◆ COLLECTED MATERIAL
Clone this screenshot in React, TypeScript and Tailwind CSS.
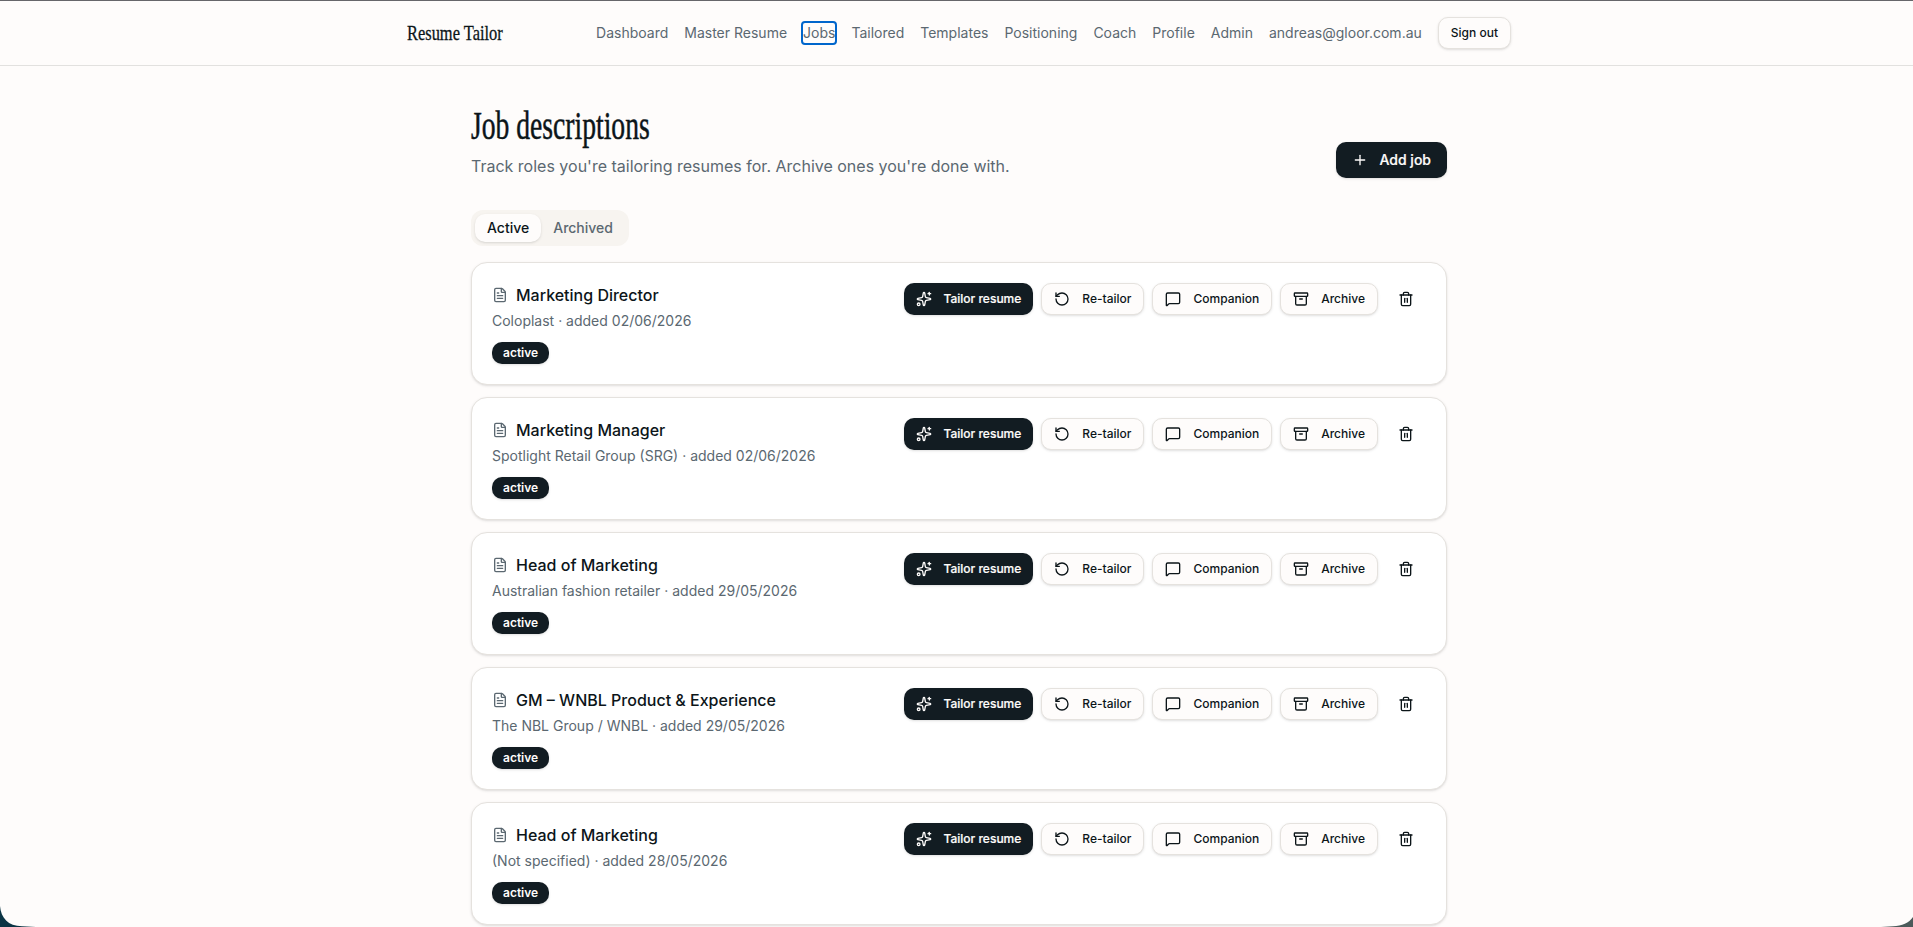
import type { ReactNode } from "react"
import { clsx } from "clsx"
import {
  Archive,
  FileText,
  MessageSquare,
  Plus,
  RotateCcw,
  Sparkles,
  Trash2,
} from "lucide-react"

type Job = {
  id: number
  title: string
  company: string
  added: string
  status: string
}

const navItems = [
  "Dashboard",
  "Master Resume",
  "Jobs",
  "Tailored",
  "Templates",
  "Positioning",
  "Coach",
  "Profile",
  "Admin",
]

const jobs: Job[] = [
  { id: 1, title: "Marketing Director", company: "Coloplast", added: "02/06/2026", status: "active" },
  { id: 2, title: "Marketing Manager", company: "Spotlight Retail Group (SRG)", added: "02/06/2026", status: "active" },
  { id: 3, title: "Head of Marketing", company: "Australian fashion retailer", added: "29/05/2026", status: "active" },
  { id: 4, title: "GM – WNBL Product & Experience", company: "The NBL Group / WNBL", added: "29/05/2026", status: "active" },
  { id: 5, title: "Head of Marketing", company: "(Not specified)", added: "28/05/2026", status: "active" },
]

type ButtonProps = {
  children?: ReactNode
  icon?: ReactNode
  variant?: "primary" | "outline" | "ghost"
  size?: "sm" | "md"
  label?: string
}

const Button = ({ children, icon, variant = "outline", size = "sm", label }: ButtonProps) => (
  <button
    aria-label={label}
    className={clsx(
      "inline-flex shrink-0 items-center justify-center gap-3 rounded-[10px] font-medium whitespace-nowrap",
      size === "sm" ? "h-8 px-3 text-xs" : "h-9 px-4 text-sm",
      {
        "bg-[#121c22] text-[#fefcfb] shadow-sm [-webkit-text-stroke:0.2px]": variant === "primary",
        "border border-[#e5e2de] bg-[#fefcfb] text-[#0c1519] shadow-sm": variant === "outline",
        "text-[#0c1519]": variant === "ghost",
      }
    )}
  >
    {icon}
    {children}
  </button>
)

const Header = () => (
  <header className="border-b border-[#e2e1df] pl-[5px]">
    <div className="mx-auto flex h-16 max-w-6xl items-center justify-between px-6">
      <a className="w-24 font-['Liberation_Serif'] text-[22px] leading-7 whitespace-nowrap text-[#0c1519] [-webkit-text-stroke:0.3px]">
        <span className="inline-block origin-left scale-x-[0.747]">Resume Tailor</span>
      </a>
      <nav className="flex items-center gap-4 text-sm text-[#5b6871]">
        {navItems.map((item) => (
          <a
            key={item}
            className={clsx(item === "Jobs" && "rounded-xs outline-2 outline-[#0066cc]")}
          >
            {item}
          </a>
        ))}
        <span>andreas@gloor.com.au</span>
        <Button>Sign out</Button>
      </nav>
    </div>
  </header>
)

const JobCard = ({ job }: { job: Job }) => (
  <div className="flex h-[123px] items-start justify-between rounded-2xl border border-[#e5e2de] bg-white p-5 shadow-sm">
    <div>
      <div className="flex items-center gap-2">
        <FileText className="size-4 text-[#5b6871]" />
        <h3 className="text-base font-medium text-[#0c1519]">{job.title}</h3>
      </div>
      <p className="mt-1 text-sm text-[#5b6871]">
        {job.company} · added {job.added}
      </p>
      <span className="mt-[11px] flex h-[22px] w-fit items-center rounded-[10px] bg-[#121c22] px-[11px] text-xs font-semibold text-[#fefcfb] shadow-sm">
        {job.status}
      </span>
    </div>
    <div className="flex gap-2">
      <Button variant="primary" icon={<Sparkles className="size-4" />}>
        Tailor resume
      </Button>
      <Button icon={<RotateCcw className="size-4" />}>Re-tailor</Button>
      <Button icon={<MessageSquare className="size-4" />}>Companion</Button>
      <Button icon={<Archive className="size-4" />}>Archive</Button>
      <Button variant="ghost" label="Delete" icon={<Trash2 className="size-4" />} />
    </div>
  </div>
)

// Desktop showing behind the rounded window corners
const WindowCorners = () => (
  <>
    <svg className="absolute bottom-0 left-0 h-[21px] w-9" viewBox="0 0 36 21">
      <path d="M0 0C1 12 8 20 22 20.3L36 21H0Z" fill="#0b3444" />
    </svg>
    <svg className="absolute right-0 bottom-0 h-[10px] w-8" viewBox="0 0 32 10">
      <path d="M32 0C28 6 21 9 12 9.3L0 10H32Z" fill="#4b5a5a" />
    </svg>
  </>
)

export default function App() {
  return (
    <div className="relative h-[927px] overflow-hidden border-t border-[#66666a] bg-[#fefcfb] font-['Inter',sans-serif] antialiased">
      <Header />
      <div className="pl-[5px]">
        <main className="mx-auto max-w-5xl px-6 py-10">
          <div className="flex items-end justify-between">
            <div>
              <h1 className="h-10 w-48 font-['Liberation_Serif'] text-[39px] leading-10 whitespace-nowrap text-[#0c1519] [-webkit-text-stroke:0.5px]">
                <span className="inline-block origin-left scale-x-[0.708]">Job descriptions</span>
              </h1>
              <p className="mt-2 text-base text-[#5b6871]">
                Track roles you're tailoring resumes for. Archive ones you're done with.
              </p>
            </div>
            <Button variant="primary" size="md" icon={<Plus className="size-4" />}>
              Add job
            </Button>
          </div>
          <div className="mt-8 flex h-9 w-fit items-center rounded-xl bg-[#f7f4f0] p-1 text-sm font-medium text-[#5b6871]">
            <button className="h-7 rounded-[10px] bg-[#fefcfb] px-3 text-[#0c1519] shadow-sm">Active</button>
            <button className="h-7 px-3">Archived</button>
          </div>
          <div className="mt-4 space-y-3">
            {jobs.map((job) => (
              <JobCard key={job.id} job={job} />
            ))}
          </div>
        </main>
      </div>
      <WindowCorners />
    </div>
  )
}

◆ PROBLEM TO SOLVE
Pictures are excluded; copy all other data exactly as shown.

◆ SOLUTION
Clone this screenshot in React, TypeScript and Tailwind CSS.
import type { ReactNode } from "react"
import { clsx } from "clsx"
import {
  Archive,
  FileText,
  MessageSquare,
  Plus,
  RotateCcw,
  Sparkles,
  Trash2,
} from "lucide-react"

type Job = {
  id: number
  title: string
  company: string
  added: string
  status: string
}

const navItems = [
  "Dashboard",
  "Master Resume",
  "Jobs",
  "Tailored",
  "Templates",
  "Positioning",
  "Coach",
  "Profile",
  "Admin",
]

const jobs: Job[] = [
  { id: 1, title: "Marketing Director", company: "Coloplast", added: "02/06/2026", status: "active" },
  { id: 2, title: "Marketing Manager", company: "Spotlight Retail Group (SRG)", added: "02/06/2026", status: "active" },
  { id: 3, title: "Head of Marketing", company: "Australian fashion retailer", added: "29/05/2026", status: "active" },
  { id: 4, title: "GM – WNBL Product & Experience", company: "The NBL Group / WNBL", added: "29/05/2026", status: "active" },
  { id: 5, title: "Head of Marketing", company: "(Not specified)", added: "28/05/2026", status: "active" },
]

type ButtonProps = {
  children?: ReactNode
  icon?: ReactNode
  variant?: "primary" | "outline" | "ghost"
  size?: "sm" | "md"
  label?: string
}

const Button = ({ children, icon, variant = "outline", size = "sm", label }: ButtonProps) => (
  <button
    aria-label={label}
    className={clsx(
      "inline-flex shrink-0 items-center justify-center gap-3 rounded-[10px] font-medium whitespace-nowrap",
      size === "sm" ? "h-8 px-3 text-xs" : "h-9 px-4 text-sm",
      {
        "bg-[#121c22] text-[#fefcfb] shadow-sm [-webkit-text-stroke:0.2px]": variant === "primary",
        "border border-[#e5e2de] bg-[#fefcfb] text-[#0c1519] shadow-sm": variant === "outline",
        "text-[#0c1519]": variant === "ghost",
      }
    )}
  >
    {icon}
    {children}
  </button>
)

const Header = () => (
  <header className="border-b border-[#e2e1df] pl-[5px]">
    <div className="mx-auto flex h-16 max-w-6xl items-center justify-between px-6">
      <a className="w-24 font-['Liberation_Serif'] text-[22px] leading-7 whitespace-nowrap text-[#0c1519] [-webkit-text-stroke:0.3px]">
        <span className="inline-block origin-left scale-x-[0.747]">Resume Tailor</span>
      </a>
      <nav className="flex items-center gap-4 text-sm text-[#5b6871]">
        {navItems.map((item) => (
          <a
            key={item}
            className={clsx(item === "Jobs" && "rounded-xs outline-2 outline-[#0066cc]")}
          >
            {item}
          </a>
        ))}
        <span>andreas@gloor.com.au</span>
        <Button>Sign out</Button>
      </nav>
    </div>
  </header>
)

const JobCard = ({ job }: { job: Job }) => (
  <div className="flex h-[123px] items-start justify-between rounded-2xl border border-[#e5e2de] bg-white p-5 shadow-sm">
    <div>
      <div className="flex items-center gap-2">
        <FileText className="size-4 text-[#5b6871]" />
        <h3 className="text-base font-medium text-[#0c1519]">{job.title}</h3>
      </div>
      <p className="mt-1 text-sm text-[#5b6871]">
        {job.company} · added {job.added}
      </p>
      <span className="mt-[11px] flex h-[22px] w-fit items-center rounded-[10px] bg-[#121c22] px-[11px] text-xs font-semibold text-[#fefcfb] shadow-sm">
        {job.status}
      </span>
    </div>
    <div className="flex gap-2">
      <Button variant="primary" icon={<Sparkles className="size-4" />}>
        Tailor resume
      </Button>
      <Button icon={<RotateCcw className="size-4" />}>Re-tailor</Button>
      <Button icon={<MessageSquare className="size-4" />}>Companion</Button>
      <Button icon={<Archive className="size-4" />}>Archive</Button>
      <Button variant="ghost" label="Delete" icon={<Trash2 className="size-4" />} />
    </div>
  </div>
)

// Desktop showing behind the rounded window corners
const WindowCorners = () => (
  <>
    <svg className="absolute bottom-0 left-0 h-[21px] w-9" viewBox="0 0 36 21">
      <path d="M0 0C1 12 8 20 22 20.3L36 21H0Z" fill="#0b3444" />
    </svg>
    <svg className="absolute right-0 bottom-0 h-[10px] w-8" viewBox="0 0 32 10">
      <path d="M32 0C28 6 21 9 12 9.3L0 10H32Z" fill="#4b5a5a" />
    </svg>
  </>
)

export default function App() {
  return (
    <div className="relative h-[927px] overflow-hidden border-t border-[#66666a] bg-[#fefcfb] font-['Inter',sans-serif] antialiased">
      <Header />
      <div className="pl-[5px]">
        <main className="mx-auto max-w-5xl px-6 py-10">
          <div className="flex items-end justify-between">
            <div>
              <h1 className="h-10 w-48 font-['Liberation_Serif'] text-[39px] leading-10 whitespace-nowrap text-[#0c1519] [-webkit-text-stroke:0.5px]">
                <span className="inline-block origin-left scale-x-[0.708]">Job descriptions</span>
              </h1>
              <p className="mt-2 text-base text-[#5b6871]">
                Track roles you're tailoring resumes for. Archive ones you're done with.
              </p>
            </div>
            <Button variant="primary" size="md" icon={<Plus className="size-4" />}>
              Add job
            </Button>
          </div>
          <div className="mt-8 flex h-9 w-fit items-center rounded-xl bg-[#f7f4f0] p-1 text-sm font-medium text-[#5b6871]">
            <button className="h-7 rounded-[10px] bg-[#fefcfb] px-3 text-[#0c1519] shadow-sm">Active</button>
            <button className="h-7 px-3">Archived</button>
          </div>
          <div className="mt-4 space-y-3">
            {jobs.map((job) => (
              <JobCard key={job.id} job={job} />
            ))}
          </div>
        </main>
      </div>
      <WindowCorners />
    </div>
  )
}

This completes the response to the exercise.